Prior to Act 376, the redemption period applicable to noncommercial property (which includes a one-family to four-family residence that is owner-occupied at the commencement of the foreclosure action, a farm, a church or a tax-exempt nonprofit charitable organization) was 12 months if the deficiency was not waived by a plaintiff and six months if the deficiency was waived. The new law reduces the redemption period applicable to noncommercial property from 12 months to six months when a plaintiff seeks a deficiency judgment and from six months to three months when a plaintiff elects to waive judgment for any deficiency.
Act 376, however, provides that if a mortgagor of a noncommercial property attempts in good faith to sell the mortgaged premises and has entered into a listing agreement with a real estate broker, the circuit court may extend the redemption period to eight months when a plaintiff seeks a deficiency judgment and five months when a deficiency judgment is waived. The law also addresses when sheriff’s sale advertisements may begin, which differs depending upon the types of properties and sales. The law also makes it clear that the parties may, by stipulation filed with the court, consent to an earlier sale.
Next, the new law significantly revises the foreclosure procedure for abandoned properties in Wisconsin. Act 376 was a direct legislative response to last year’s decision of the Wisconsin Supreme Court in Bank of New York Mellon v. Carson, 2015 WI 15. Prior to Act 376, the law, Wis. Stat. §846.102, provided that if a court could find that the mortgaged property was abandoned, then it could shorten the redemption period to five weeks. In Carson, the Wisconsin Supreme Court interpreted section 846.102 to permit any party, including a mortgagor homeowner, to move a circuit court for an order to deem the mortgaged property abandoned and to require that sale of such premises be made as soon as reasonable upon expiration of five weeks from when the date of judgment is entered.

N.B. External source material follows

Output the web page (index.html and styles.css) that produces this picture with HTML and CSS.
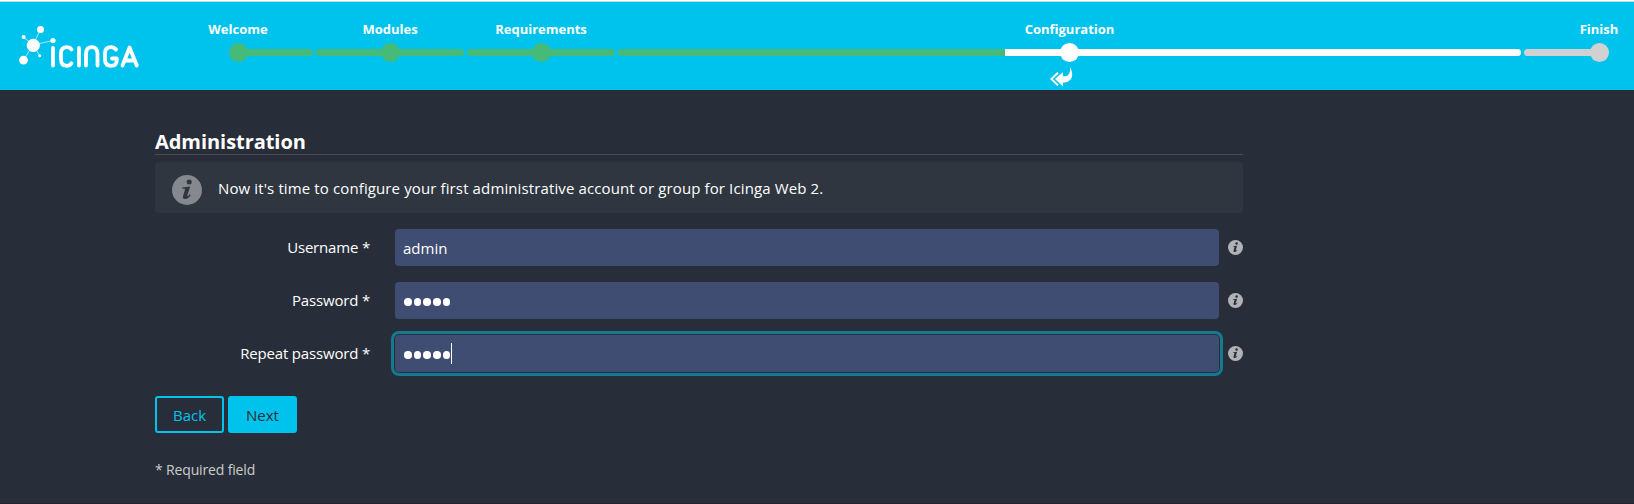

The Carson decision was met with frustration by lenders who were under the belief that they were not compelled to take a foreclosure case through sheriff’s sale; that they could make a business decision to stop a foreclosure action after judgment but before sale. However, the Carson decision concluded that foreclosure on an abandoned property actually required the foreclosing lender to proceed through a sale (which was not required for a property not found to be abandoned).
During the real estate recession, when property owners were abandoning their properties, property owners claimed that they were surprised to learn that they continued to own a property after judgment of foreclosure because they either misunderstood when title would pass, or assumed that a sale would occur and that the property owner would then be relieved of the burdens of property ownership (upkeep, insurance, property taxes and the like). Consequently, property owners began to bring motions and actions to force sheriff’s sales of their abandoned properties, claiming that the foreclosure statute required such sales to be conducted. The Supreme Court agreed.
The Supreme Court in Carson reasoned that the legislature intended a prompt sale of the abandoned properties and that the Bank’s interpretation of Wis. Stat. §846.102 “would allow mortgagees to initiate foreclosures, but fail to bring the properties to sale for an extended period of time, leaving the properties in legal limbo.” Id., ¶37. The Supreme Court pointed out to various studies on the effects of abandoned properties on local communities and concluded that the legislative intent of Wis. Sta. §846.102 was to help municipalities deal with abandoned properties in a timely manner. Id., ¶40. The Supreme Court concluded that the circuit court must order the abandoned property to be brought to sale within a reasonable time after the redemption period, and that it is up to the circuit court’s discretion to determine what constitutes a reasonable period of time. This ruling injected both certain (a sale must be conducted) and uncertain (but when?) into the process.
The new law invalidates the holding of Carson and eliminates the five-week redemption period previously found in Wis. Stat. §846.102. However, the law does address the problem of abandoned foreclosed properties within relatively short time periods. New Wis. Stat. §846.102(3), allows a lender foreclosing on an abandoned noncommercial property to do one of the following within 12 months after judgment is entered:
- Hold a sale of the mortgaged premises and have the sale confirmed; or
- Release or satisfy the mortgage lien and vacate the judgment of foreclosure.
The new law also strips powers granted by the Carson court to a mortgagor to move the court to declare the mortgaged property abandoned for the purposes of reducing the redemption period. Under the new law, only the plaintiff or a city, town, village or county may move the circuit court to declare the property abandoned. The new law, however, provides that if a lender fails to exercise one of two options provided in Wis. Stat. §846.102(3) within 12 months from the date of entry of judgment, any party, including a mortgagor homeowner, may petition the court for an order compelling sale of the property.
The new law brings more clarity to the foreclosure process, providing lenders with a bright-line one year rule and returns them some flexibility regarding foreclosing on an abandoned property that they had pre-Carson. Nevertheless, because lenders have only a 12-month period to decide what to do with an abandoned property, lenders need to carefully weigh their options and do their homework on the value of properties before instituting foreclosure proceedings.
The new shortened redemption periods and procedures relating to foreclosure of abandoned noncommercial properties apply only to mortgages executed on or after April 27, 2016. Lenders should be sure to use updated Wisconsin mortgages reflecting the shortened redemption periods provided by the new Wisconsin law.